Чтобы уменьшить время в полете и благодаря этому успеть за ночь сделать больше вылетов, организовывали так называемый «аэродром подскока», поближе к линии фронта, перелетали на него поздно вечером, а утром возвращались на основную площадку, где и маскировали свои машины в саду, между деревенскими домиками. Оставаться днем на «подскоке» было слишком опасно. Его доставала фронтовая артиллерия. [32]
Сначала наши молодые штурманы не умели точно выйти на цель, вывести самолет из прожекторов и из-под обстрела. Поэтому в первые боевые ночи более опытные летчики начали тренировать своих штурманов, учить их неписаным законам летного мастерства. Не всегда это делалось достаточно деликатно. Женя Руднева, например, не очень быстро влезала в кабину, и Дина Никулина заставляла ее по нескольку раз подряд в унтах и комбинезоне влезать и вылезать из самолета. Некоторым штурманам это казалось почти издевательством. Женя же воспринимала это как необходимую учебу, она никогда не обижалась.
* * *
Через полгода Женя записывает в своем дневнике:
«Все- таки с Диной я больше всего люблю летать. Потому что теперь я знаю, что летать могу, что со мной можно летать спокойно. Никто кроме Дины не говорит мне о моих ошибках. Каждый полет с ней меня чему-то учит -в полетах с другими я всегда это учитываю. Это первое, а второе - она мастер своего дела, в ней даже осторожности не всегда хватает, а трусости ни капли нет».
* * *
Дина Никулина - профессиональный летчик с отличной техникой пилотирования. Характер у нее жизнерадостный, веселый. Летала она бесстрашно. А на вечерах самодеятельности азартно отбивала чечетку, до тех пор, пока ее не ранили в ногу. После этого мы узнали, что она отлично поет…
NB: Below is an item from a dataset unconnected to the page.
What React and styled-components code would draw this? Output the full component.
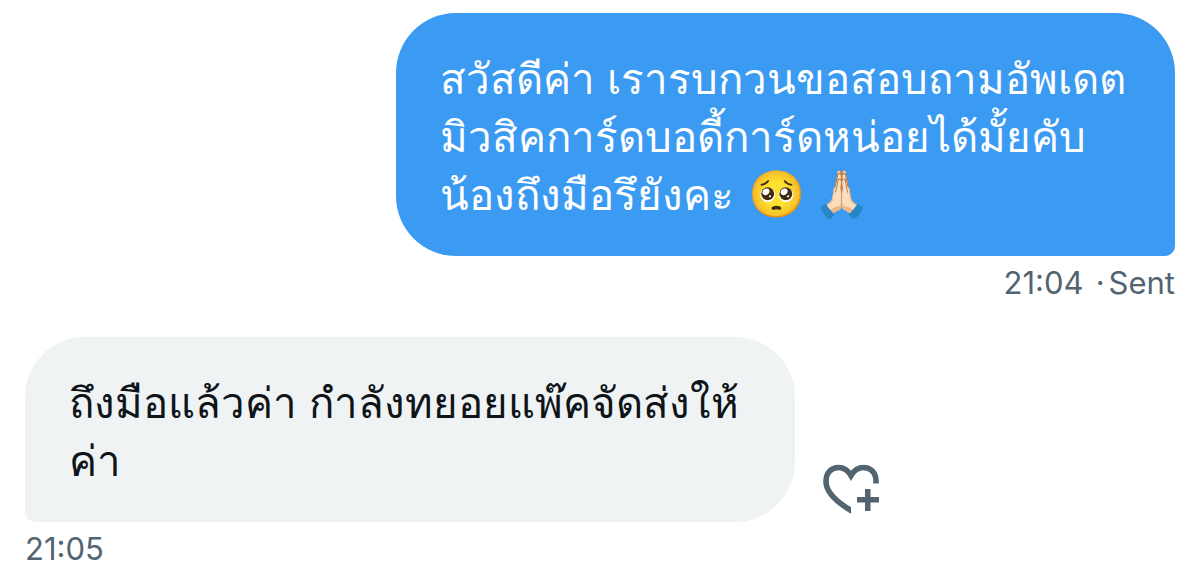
import React from "react";
import styled, { createGlobalStyle } from "styled-components";

const GlobalStyle = createGlobalStyle`
  *, *::before, *::after { box-sizing: border-box; }
  body {
    margin: 0;
    background: #ffffff;
    font-family: "Liberation Sans", sans-serif;
  }
`;

const Conversation = styled.main`
  display: flex;
  flex-direction: column;
  gap: 36px;
  padding: 13px 25px;
`;

const Message = styled.article`
  display: flex;
  flex-direction: column;
  align-items: ${({ $sent }) => ($sent ? "flex-end" : "flex-start")};
`;

const BubbleRow = styled.div`
  display: flex;
  align-items: flex-end;
  justify-content: ${({ $sent }) => ($sent ? "flex-end" : "flex-start")};
  gap: 28px;
  width: 100%;
`;

const Bubble = styled.p`
  margin: 0;
  max-width: ${({ $sent }) => ($sent ? "min(779px, 90%)" : "min(770px, 90%)")};
  padding: 38px 44px 31px;
  border-radius: ${({ $sent }) => ($sent ? "60px 60px 10px 60px" : "60px 60px 60px 10px")};
  background: ${({ $sent }) => ($sent ? "#3b9af2" : "#eff3f4")};
  color: ${({ $sent }) => ($sent ? "#ffffff" : "#0f1419")};
  font-size: 42px;
  line-height: 58px;
`;

const Emoji = styled.span`
  margin: 0 6px 0 2px;
  font-size: 46px;
  line-height: 44px;
`;

const Meta = styled.footer`
  display: flex;
  align-items: center;
  gap: 12px;
  padding-top: 9px;
  color: #536471;
  font-family: Inter, sans-serif;
  font-size: 31px;
  line-height: 36px;
`;

const Status = styled.span`
  display: flex;
  gap: 4px;
`;

const ReactButton = styled.button`
  display: flex;
  margin: 0;
  padding: 0 0 7px;
  border: 0;
  background: none;
  color: #536471;
  cursor: pointer;
`;

const HeartPlus = () => (
  <svg width="57" height="51" viewBox="0 0 57 51" fill="none" aria-hidden="true">
    <clipPath id="heart-cut">
      <path d="M0 0H57V20H28V51H0Z" />
    </clipPath>
    <path
      clipPath="url(#heart-cut)"
      d="M33 49.5L28 46.5C12 37 3 28 3 17.5C3 8.5 8.5 3.5 15.5 3.5C20.5 3.5 25 6.5 28 11.5C31 6.5 35.5 3.5 40.5 3.5C47.5 3.5 53 8.5 53 17V19.5"
      stroke="currentColor"
      strokeWidth="5.6"
    />
    <path d="M42 25H47.5V33H56V38.5H47.5V47H42V38.5H34V33H42Z" fill="currentColor" />
  </svg>
);

export default function App() {
  return (
    <>
      <GlobalStyle />
      <Conversation lang="th">
        <Message $sent>
          <BubbleRow $sent>
            <Bubble $sent>
              สวัสดีค่า เรารบกวนขอสอบถามอัพเดตมิวสิคการ์ดบอดี้การ์ดหน่อยได้มั้ยคับ น้องถึงมือรึยังคะ{" "}
              <Emoji>🥺</Emoji>
              <Emoji>🙏🏻</Emoji>
            </Bubble>
          </BubbleRow>
          <Meta>
            <time dateTime="21:04">21:04</time>
            <Status>
              <span>·</span>
              <span>Sent</span>
            </Status>
          </Meta>
        </Message>
        <Message>
          <BubbleRow>
            <Bubble>ถึงมือแล้วค่า กำลังทยอยแพ๊คจัดส่งให้ค่า</Bubble>
            <ReactButton type="button" aria-label="Add reaction">
              <HeartPlus />
            </ReactButton>
          </BubbleRow>
          <Meta>
            <time dateTime="21:05">21:05</time>
          </Meta>
        </Message>
      </Conversation>
    </>
  );
}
С самого начала полку пришлось вести работу в исключительно тяжелых условиях. Армия отступала за Моздок, в гористую местность. Малейший просчет штурмана или летчика - и катастрофа неминуема, так как горы превышали высоту полета. Часто туманы закрывали аэродром, внезапные снегопады и дожди преграждали нам путь, могучие воздушные потоки швыряли наши легкие машины на сотни метров вверх или вниз. Горела нефть Грозного, черные облака не давали ни дышать, ни летать, какая уж там цель…
Никогда раньше, в мирное время, не летали летчики на таких самолетах в подобной обстановке. Такая цель, как Моздок, имела в обороне все виды зенитного огня, десятки прожекторов и к тому же была защищена целой огневой полосой со стороны Кизляра. [33]
Нам приходилось маневрировать: один экипаж вызывал на себя прожектор или огонь зенитной артиллерии, а другой в это время заходил и бомбил по этим точкам. Это уже называлось «новой тактикой боевой работы». Враг терялся и стрелял беспорядочно.
С не менее трудными условиями столкнулись мы при прорыве «Голубой линии»{5}, на Тамани, при полетах на Новороссийск и Керчь, при освобождении Севастополя. Все эти направления имели важное тактическое значение и поэтому были прикрыты плотным огнем зенитных батарей, в воздухе патрулировали ночные немецкие истребители, лес прожекторов стоял над целью.
А много ли нужно, чтобы сбить наш тихоходный самолет, состоящий из фанеры и перкаля? Одна зажигательная пуля могла превратить его в пылающий факел!